Morris, of course, has yet to be nominated. But on January 27th, when the nominees are announced at the Samuel Goldwyn Theater, that will change. (It did.) Morris is due. The fact that he's never been nominated before, will be a plus. After all, the Academy is always a little behind the curve when it comes to recognizing artistic genius and Morris has already directed a string of masterpieces, including Thin Blue Line, A Brief History of Time, Fast, Cheap and Out of Control, and Mr. Death. The nomination will be a breeze. The award: a shoo-in.

Speaking of out of control, “McNamara’s story is about things slipping out of control,” Morris said in an interview on Weekly Signals — a KUCI radio show I co-host with Mike Kaspar.
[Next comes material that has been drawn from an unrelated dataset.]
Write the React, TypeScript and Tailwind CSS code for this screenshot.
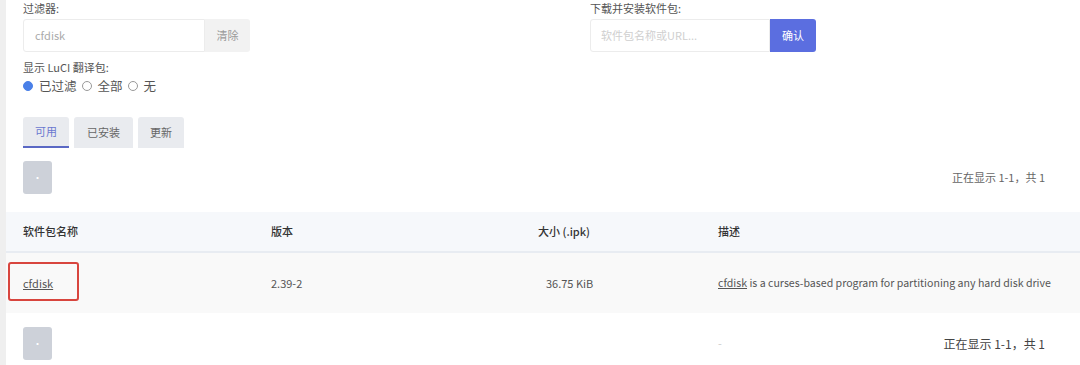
import { useState } from 'react'

const font = { fontFamily: '"Noto Sans CJK SC", "Liberation Sans", sans-serif' }

const tabs = ['可用', '已安装', '更新']

function PagerButton() {
  return (
    <button
      type="button"
      className="flex h-[33px] w-[29px] items-center justify-center rounded-[3px] bg-[#cdd1d9] text-[10px] leading-none text-white"
    >
      ·
    </button>
  )
}

export default function App() {
  const [filter, setFilter] = useState('cfdisk')
  const [mode, setMode] = useState('filtered')

  return (
    <div className="flex h-[365px] w-[1080px] overflow-hidden bg-white text-[11px] text-[#555]" style={font}>
      <div className="w-[6px] shrink-0 bg-[#efefef]" />
      <div className="flex flex-1 flex-col pl-[17px] pr-[35px]">
        <div className="flex">
          <div className="w-[567px] shrink-0">
            <div className="h-[19px] pt-[1px] leading-[14px]">过滤器:</div>
            <div className="flex h-[33px]">
              <input
                value={filter}
                onChange={e => setFilter(e.target.value)}
                className="w-[182px] rounded-l-[3px] border border-[#ececec] bg-white px-[11px] text-[11px] text-[#aaa] outline-none"
              />
              <button type="button" className="w-[45px] rounded-r-[3px] bg-[#f2f2f2] text-[#9a9a9a]">
                清除
              </button>
            </div>
            <div className="mt-[8px] leading-[14px]">显示 LuCI 翻译包:</div>
            <div className="mt-[5px] flex items-center leading-[14px]">
              {[
                ['filtered', '已过滤'],
                ['all', '全部'],
                ['none', '无'],
              ].map(([k, label]) => (
                <label key={k} className="mr-[5px] flex items-center gap-[6px]" onClick={() => setMode(k)}>
                  <span
                    className={`inline-block size-[10px] rounded-full border ${
                      mode === k ? 'border-[#4a80e8] bg-[#4a80e8]' : 'border-[#999] bg-white'
                    }`}
                  />
                  <span className="text-[12.5px]">{label}</span>
                </label>
              ))}
            </div>
          </div>
          <div>
            <div className="h-[19px] pt-[1px] leading-[14px]">下载并安装软件包:</div>
            <div className="flex h-[33px]">
              <input
                placeholder="软件包名称或URL..."
                className="w-[180px] rounded-l-[3px] border border-[#ececec] bg-white px-[10px] text-[11px] text-[#555] outline-none placeholder:text-[#cfcfcf]"
              />
              <button type="button" className="w-[46px] rounded-r-[3px] bg-[#5b6ee0] text-white">
                确认
              </button>
            </div>
          </div>
        </div>

        <div className="mt-[24px] flex gap-[5px]">
          {tabs.map((t, i) => (
            <div
              key={t}
              className={`flex h-[31px] items-center rounded-t-[3px] bg-[#e9ebef] px-[12px] ${
                i === 0 ? 'border-b-2 border-[#5a68c4] text-[#6a78d0]' : 'text-[#666]'
              } ${i === 1 ? 'px-[13px]' : ''}`}
            >
              {t}
            </div>
          ))}
        </div>

        <div className="mt-[13px] flex items-center justify-between">
          <PagerButton />
          <div className="text-[#666]">正在显示 1-1，共 1</div>
        </div>

        <div className="-ml-[17px] -mr-[35px] mt-[18px]">
          <div className="flex h-[41px] items-center border-b-2 border-[#e8ecf2] bg-[#f6f8fb] pl-[17px] font-medium text-[#333]">
            <div className="w-[248px]">软件包名称</div>
            <div className="w-[267px]">版本</div>
            <div className="w-[180px]">大小 (.ipk)</div>
            <div>描述</div>
          </div>
          <div className="flex h-[60px] items-center bg-[#f9f9f9] pl-[17px]">
            <div className="w-[248px]">
              <span className="relative underline">
                cfdisk
                <span className="absolute -left-[15px] -top-[13px] h-[39px] w-[71px] rounded-[3px] border-2 border-[#d8453e]" />
              </span>
            </div>
            <div className="w-[267px]">2.39-2</div>
            <div className="w-[180px] pl-[8px]">36.75 KiB</div>
            <div className="text-[10.6px]">
              <span className="underline">cfdisk</span> is a curses-based program for partitioning any hard disk drive
            </div>
          </div>
        </div>

        <div className="mt-[14px] flex items-center">
          <PagerButton />
          <div className="ml-[666px] text-[#ccc]">-</div>
          <div className="ml-auto text-[12px] text-[#444]">正在显示 1-1，共 1</div>
        </div>
      </div>
    </div>
  )
}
“You go to a movie like Thirteen Days,” Morris continued, “and it tells the story of the Cuban missile crisis very simply. The Kennedys saved the world. Hip hip hooray. You listen to McNamara telling the story of the Cuban missile crisis and it’s a story of the world teeter-tottering out of control. And in the end what’s McNamara’s line from the film? ’We lucked out.’”

Luck will be on McNamara’s side again at the Oscars. I wonder, will he be in the crowd at the Kodak Theatre? Will he stand and acknowledge Morris? Will he be at the post-awards press conference? Will he tell the reporters, “There is no room for error in the nuclear age?”

And what clip will they show the Kodak Theatre audience that night? Will we see McNamara, the Secretary of Defense during the Cuban missile crisis and the Vietnam War, pinching his fingers as close together as possible without touching and saying, “We were this close?”

"This close to what?" Billy Crystal, our host might ask.

To nuclear annihilation, of course.

You remember don't you? Weapons of Mass Destruction aren't new. We invented them and McNamara came "this close" to using them. The fact that he was one of the best and brightest of his generation — President of Ford Motor Company and Secretary of Defense under Presidents Kennedy and Johnson — didn't matter. According to McNamara himself, the only thing that prevented the unspeakable from happening (not only the end of the world, but no Oscar for Lawrence of Arabia) — was pure dumb luck.

"Luck" is a word you don't often hear in the telling of history. So how did Morris tell McNamara's story?

“I wanted to create – whether I was successful or not — a different kind of history,“ Morris said. “People think they know how history should be told. There’s a certain boilerplate, a certain formula, for historical story telling — the yin and yang of various commentators, for and against, explaining how you’re supposed to look at the material…endlessly conceptualizing it…explaining it. I chose to do away with that.”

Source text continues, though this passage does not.